Do Muay Thai gyms in Singapore require a minimum commitment?

Many gyms require a minimum commitment, particularly for unlimited memberships. This is standard practice and helps gyms maintain consistent schedules and coaching staff. Shorter-term options are often available at a higher weekly rate.

Are Muay Thai trial classes worth paying for?

Paid trial classes often reflect real training more accurately than free introductory sessions. They allow you to experience a normal class environment without sales pressure. For many beginners, this leads to more confident and informed decisions.

What’s included in a Muay Thai membership in Singapore?

Most memberships include unlimited access to scheduled Muay Thai classes and use of the gym during training hours. Some gyms also provide towels, showers, or access to other classes. Inclusions vary, so it’s worth checking details upfront.

What extra costs should beginners budget for besides membership fees?

Beginners should expect to purchase basic equipment such as gloves, hand wraps, shin guards, and a mouthguard. These are typically one-time purchases rather than ongoing expenses. After the initial setup, costs usually remain stable.

How many times per week should I train to make an unlimited membership worth it?

Most people begin to see clear value when training two to four times per week. Training frequency should match recovery ability and schedule rather than motivation alone. Consistency matters more than volume.

Why do some Muay Thai gyms not list prices on their website?

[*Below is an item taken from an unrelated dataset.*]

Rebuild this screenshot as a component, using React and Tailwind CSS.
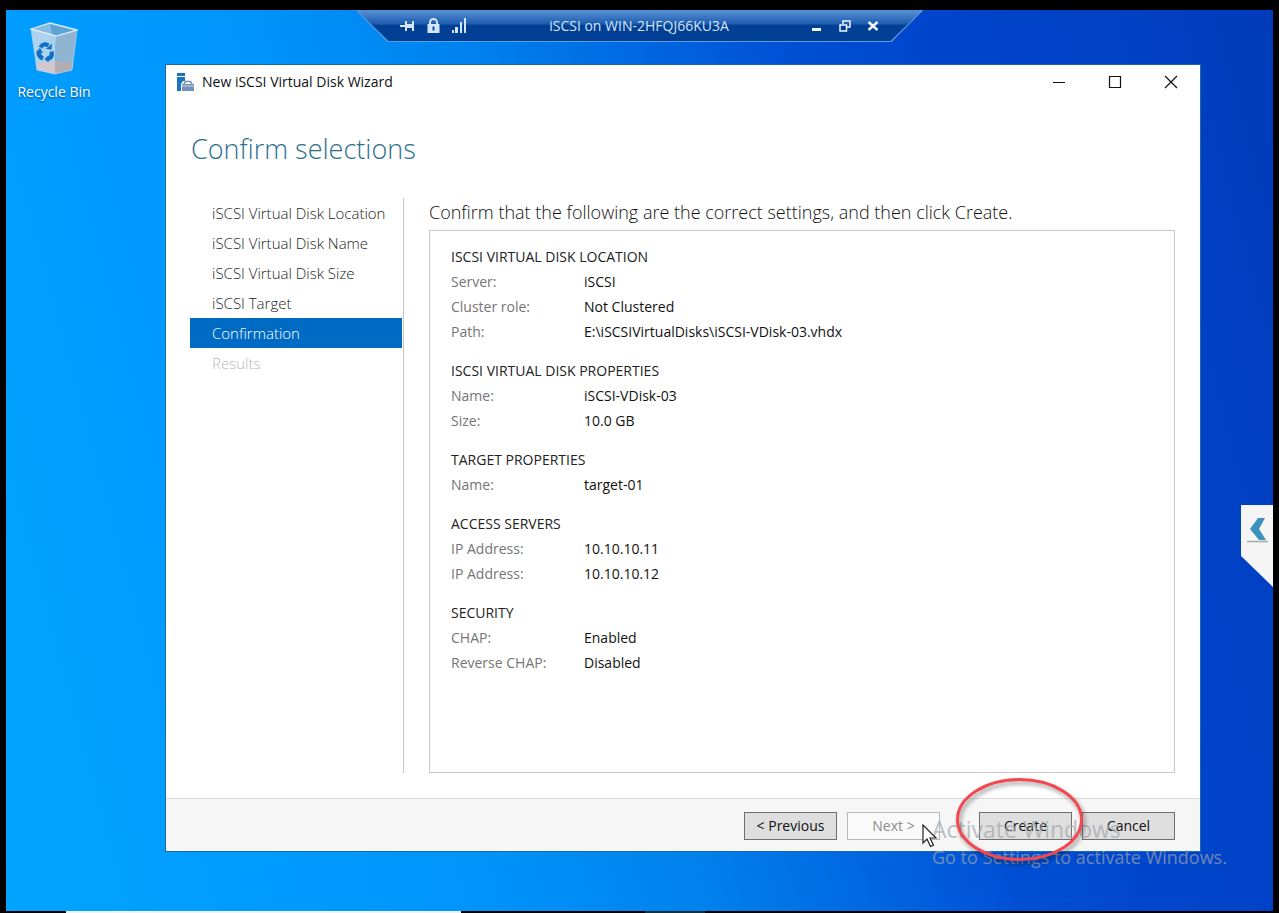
import { useState } from 'react'

const steps = [
  { label: 'iSCSI Virtual Disk Location' },
  { label: 'iSCSI Virtual Disk Name' },
  { label: 'iSCSI Virtual Disk Size' },
  { label: 'iSCSI Target' },
  { label: 'Confirmation' },
  { label: 'Results', disabled: true },
]

const sections = [
  {
    title: 'ISCSI VIRTUAL DISK LOCATION',
    rows: [
      ['Server:', 'iSCSI'],
      ['Cluster role:', 'Not Clustered'],
      ['Path:', 'E:\\iSCSIVirtualDisks\\iSCSI-VDisk-03.vhdx'],
    ],
  },
  {
    title: 'ISCSI VIRTUAL DISK PROPERTIES',
    rows: [
      ['Name:', 'iSCSI-VDisk-03'],
      ['Size:', '10.0 GB'],
    ],
  },
  { title: 'TARGET PROPERTIES', rows: [['Name:', 'target-01']] },
  {
    title: 'ACCESS SERVERS',
    rows: [
      ['IP Address:', '10.10.10.11'],
      ['IP Address:', '10.10.10.12'],
    ],
  },
  {
    title: 'SECURITY',
    rows: [
      ['CHAP:', 'Enabled'],
      ['Reverse CHAP:', 'Disabled'],
    ],
  },
]

function RecycleBin() {
  return (
    <svg width="48" height="54" viewBox="0 0 48 54" aria-hidden="true">
      <path d="M1 7 L26 14 L25 52 L7 48 Z" fill="#add2ed" />
      <path d="M26 14 L47 8 L42 48 L25 52 Z" fill="#8fb4d2" />
      <path d="M6 41 L25 39 L25 52 L7 48 Z" fill="#cfc9cf" />
      <path d="M25 39 L43 41 L42 48 L25 52 Z" fill="#b3acb0" />
      <path d="M1 7 L20 1 L47 8 L26 14 Z" fill="#5fa3d4" />
      <path d="M20 1 L22 12.500 L1 7 Z" fill="#88bbdf" />
      <path d="M1 7 L20 1 L47 8 L26 14 Z" fill="none" stroke="#dcebf6" strokeWidth="1.300" />
      <path d="M1 7 L7 48 L25 52 L42 48 L47 8" fill="none" stroke="#b9d3e6" strokeWidth="0.700" />
      <g fill="none" stroke="#0e6fc8" strokeWidth="4.200">
        <path d="M10.500 25.500 Q13 20.500 18.500 23.500" />
        <path d="M21.500 29.500 Q23 35.500 17.500 37" />
        <path d="M13 36.500 Q7.500 34 9 29" />
      </g>
      <g fill="#0e6fc8">
        <path d="M16 27 L21.500 27.500 L22 21.500 Z" />
        <path d="M18.500 33.500 L14.500 37 L18.500 40.500 Z" />
        <path d="M6 30.500 L10 26 L13 31 Z" />
      </g>
    </svg>
  )
}

function WizardIcon() {
  return (
    <svg width="18" height="18" viewBox="0 0 18 18" aria-hidden="true">
      <path d="M1 0h8v3H1z M1 4h8v4H7l-2 3v7H1z" fill="#1b74bd" />
      <path d="M8 11 L9.500 8.500 H14.500 L16 11" fill="none" stroke="#7291b8" strokeWidth="1.500" />
      <path d="M6 11h12v7H6z" fill="#7291b8" />
      <path d="M6 13h12" stroke="#c9d6e6" strokeWidth="1" />
    </svg>
  )
}

function ConnectionBar() {
  return (
    <div className="absolute inset-x-0 top-0 flex justify-center">
      <div className="w-[568px] bg-[#5f9be0] pb-px [clip-path:polygon(0_0,100%_0,calc(100%-32px)_100%,32px_100%)]">
        <div className="flex h-[31px] items-center justify-between bg-linear-to-b from-[#5a92d8] from-0% via-[#1c5cae] via-45% to-[#003f93] to-50% px-11 text-[#d3e6fa] [clip-path:polygon(1px_0,calc(100%-1px)_0,calc(100%-33px)_100%,33px_100%)]">
          <div className="flex items-center gap-3">
            <button aria-label="Pin">
              <svg width="15" height="12" viewBox="0 0 15 12" fill="currentColor">
                <path d="M0 5h5V1h2v3h5V1h2v10h-2V8H7v3H5V7H0z" />
              </svg>
            </button>
            <button aria-label="Security">
              <svg width="13" height="15" viewBox="0 0 13 15">
                <path d="M3 7V4.500a3.500 3.500 0 0 1 7 0V7" fill="none" stroke="currentColor" strokeWidth="2" />
                <path d="M0.500 6h12v9h-12z" fill="currentColor" />
                <path d="M5.500 8.500h2v4h-2z" fill="#12509e" />
              </svg>
            </button>
            <button aria-label="Connection quality">
              <svg width="15" height="15" viewBox="0 0 15 15" fill="currentColor">
                <path d="M0 12h2v3H0z M3 9h3v6H3z M8 4h2v11H8z M12 0h2v15h-2z" />
              </svg>
            </button>
          </div>
          <span className="text-[14px] leading-5">iSCSI on WIN-2HFQJ66KU3A</span>
          <div className="flex items-center gap-4 text-[#eef6ff]">
            <button aria-label="Minimize">
              <svg width="12" height="12" viewBox="0 0 12 12" fill="currentColor">
                <path d="M1 8h9v3H1z" />
              </svg>
            </button>
            <button aria-label="Restore">
              <svg width="12" height="12" viewBox="0 0 12 12" fill="none" stroke="currentColor" strokeWidth="1.500">
                <path d="M1 5h6.500v6H1z M4 4V1h7v6H8" />
              </svg>
            </button>
            <button aria-label="Close">
              <svg width="12" height="12" viewBox="0 0 12 12" stroke="currentColor" strokeWidth="2.400">
                <path d="M1.500 2l9 8M10.500 2l-9 8" />
              </svg>
            </button>
          </div>
        </div>
      </div>
    </div>
  )
}

function TitleBar() {
  return (
    <header className="flex h-[34px] items-center pr-[22px] pl-[10px]">
      <WizardIcon />
      <h1 className="flex-1 pl-2 text-[14px] leading-5 text-[#111]">New iSCSI Virtual Disk Wizard</h1>
      <div className="flex items-center gap-[42px] text-[#111]">
        <button aria-label="Minimize">
          <svg width="14" height="14" viewBox="0 0 14 14" stroke="currentColor">
            <path d="M1 7.500h12" />
          </svg>
        </button>
        <button aria-label="Maximize">
          <svg width="14" height="14" viewBox="0 0 14 14" fill="none" stroke="currentColor" strokeWidth="1.200">
            <path d="M1.500 1.500h11v11h-11z" />
          </svg>
        </button>
        <button aria-label="Close">
          <svg width="14" height="14" viewBox="0 0 14 14" stroke="currentColor" strokeWidth="1.200">
            <path d="M1 1l12 12M13 1L1 13" />
          </svg>
        </button>
      </div>
    </header>
  )
}

function Pointer() {
  return (
    <svg className="pointer-events-none absolute top-3 left-[75px] z-20" width="16" height="25" viewBox="0 0 16 25" aria-hidden="true">
      <path
        d="M1 1v18l4-4 3.500 7.500 3-1.300L8 14h6z"
        fill="#fff"
        stroke="#222"
        strokeWidth="1.200"
      />
    </svg>
  )
}

function Highlight() {
  return (
    <svg
      className="pointer-events-none absolute -top-[35px] -left-[24px] z-20 drop-shadow-[2px_3px_2px_rgba(0,0,0,0.4)]"
      width="129"
      height="85"
      viewBox="0 0 129 85"
      aria-hidden="true"
    >
      <ellipse cx="64.500" cy="42.500" rx="62" ry="40" fill="none" stroke="#f4474f" strokeWidth="3" />
    </svg>
  )
}

const buttonClass = 'h-7 w-[93px] border border-[#6f6f6f] bg-[#dedede] text-[14px] leading-5 text-[#111]'

export default function App() {
  const [current, setCurrent] = useState(4)

  return (
    <div className="flex min-h-screen flex-col bg-black px-1.5 pt-[10px] font-['Open_Sans','Noto_Sans',sans-serif]">
      <div className="relative flex flex-1 bg-[linear-gradient(75deg,#00a4ff_0%,#009cff_17%,#0096fc_30%,#0082ee_46%,#0066e0_58%,#0050d4_67%,#0046cc_76%,#0040c4_90%,#003cba_100%)]">
        <ConnectionBar />

        <div className="flex w-24 flex-col items-center gap-2 pt-3">
          <RecycleBin />
          <span className="text-[14px] leading-4 whitespace-nowrap text-white [text-shadow:0_1px_2px_rgba(0,0,0,0.5)]">
            Recycle Bin
          </span>
        </div>

        <main className="mt-[54px] mr-[72px] mb-[59px] ml-[63px] flex flex-1 flex-col border border-[#1a6aa8] bg-white">
          <TitleBar />
          <h2 className="px-[25px] pt-7 text-[27px] leading-[44px] font-light text-[#2b6f8f]">Confirm selections</h2>

          <div className="flex flex-1 gap-[25px] pt-[27px] pr-[25px] pb-[25px] pl-6">
            <nav className="w-[214px] border-r border-[#c8c8c8] pr-px">
              <ul>
                {steps.map((step, i) => (
                  <li key={step.label}>
                    <button
                      disabled={step.disabled}
                      onClick={() => setCurrent(i)}
                      className={`block h-[30px] w-full pl-[22px] text-left text-[15px] leading-5 whitespace-nowrap ${
                        i === current
                          ? 'bg-[#006bc4] font-light text-white'
                          : step.disabled
                            ? 'font-light text-[#b8b8b8]'
                            : 'font-light text-[#222]'
                      }`}
                    >
                      {step.label}
                    </button>
                  </li>
                ))}
              </ul>
            </nav>

            <section className="flex flex-1 flex-col">
              <p className="pb-1 text-[18px] leading-7 font-light text-[#111]">
                Confirm that the following are the correct settings, and then click Create.
              </p>
              <div className="flex flex-1 flex-col gap-[14px] border border-[#c8c8c8] px-[21px] py-[13px] text-[14px] leading-[25px]">
                {sections.map((section) => (
                  <div key={section.title}>
                    <h3 className="text-[#222]">{section.title}</h3>
                    <dl>
                      {section.rows.map(([name, value]) => (
                        <div key={name + value} className="flex">
                          <dt className="w-[133px] text-[#757575]">{name}</dt>
                          <dd className="text-[#111]">{value}</dd>
                        </div>
                      ))}
                    </dl>
                  </div>
                ))}
              </div>
            </section>
          </div>

          <footer className="flex items-start justify-end border-t border-[#dcdcdc] bg-[#f6f6f6] pt-[13px] pr-[25px] pb-[11px]">
            <button className={buttonClass}>&lt; Previous</button>
            <div className="relative ml-[10px]">
              <button disabled className="block h-7 w-[93px] border border-[#b4b8c0] bg-[#fafafa] text-[14px] leading-5 text-[#8c8c8c]">
                Next &gt;
              </button>
              <Pointer />
            </div>
            <div className="relative ml-[39px]">
              <button className={`block ${buttonClass}`}>Create</button>
              <Highlight />
            </div>
            <button className={`ml-[10px] ${buttonClass}`}>Cancel</button>
          </footer>
        </main>

        <div className="pointer-events-none absolute right-[50px] bottom-10 z-10 w-[291px] whitespace-nowrap text-[#a0a5ab]/70">
          <p className="text-[23px] leading-7">Activate Windows</p>
          <p className="text-[18px] leading-7">Go to Settings to activate Windows.</p>
        </div>

        <button
          aria-label="Open panel"
          className="absolute top-[495px] right-0 h-[82px] w-8 bg-[#f5f5f5] pl-1.5 [clip-path:polygon(0_0,100%_0,100%_100%,0_51px)]"
        >
          <svg className="mb-8" width="22" height="26" viewBox="0 0 22 26" aria-hidden="true">
            <path d="M11 1h7l-6 11 7 11h-7L3 12z" fill="#3c93bd" />
            <path d="M0 24.500h21" stroke="#a8a8a8" strokeWidth="1.500" />
          </svg>
        </button>
      </div>

      {/* top edge of the host taskbar */}
      <div className="flex h-0.5 pl-[60px]">
        <div className="w-[395px] bg-[#eef4f8]" />
        <div className="ml-[184px] w-[60px] bg-[#12303c]" />
      </div>
    </div>
  )
}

Some gyms prefer to discuss pricing in person after a trial class. While this allows for explanation, it can make comparisons harder. Many people find transparent pricing helps them decide with clearer expectations.

What should I check before signing a Muay Thai membership contract?

Before signing, review the commitment length, billing method, cancellation terms, and class schedule. Attending a trial class that reflects normal training is also helpful. Clear expectations early tend to lead to better long-term experiences.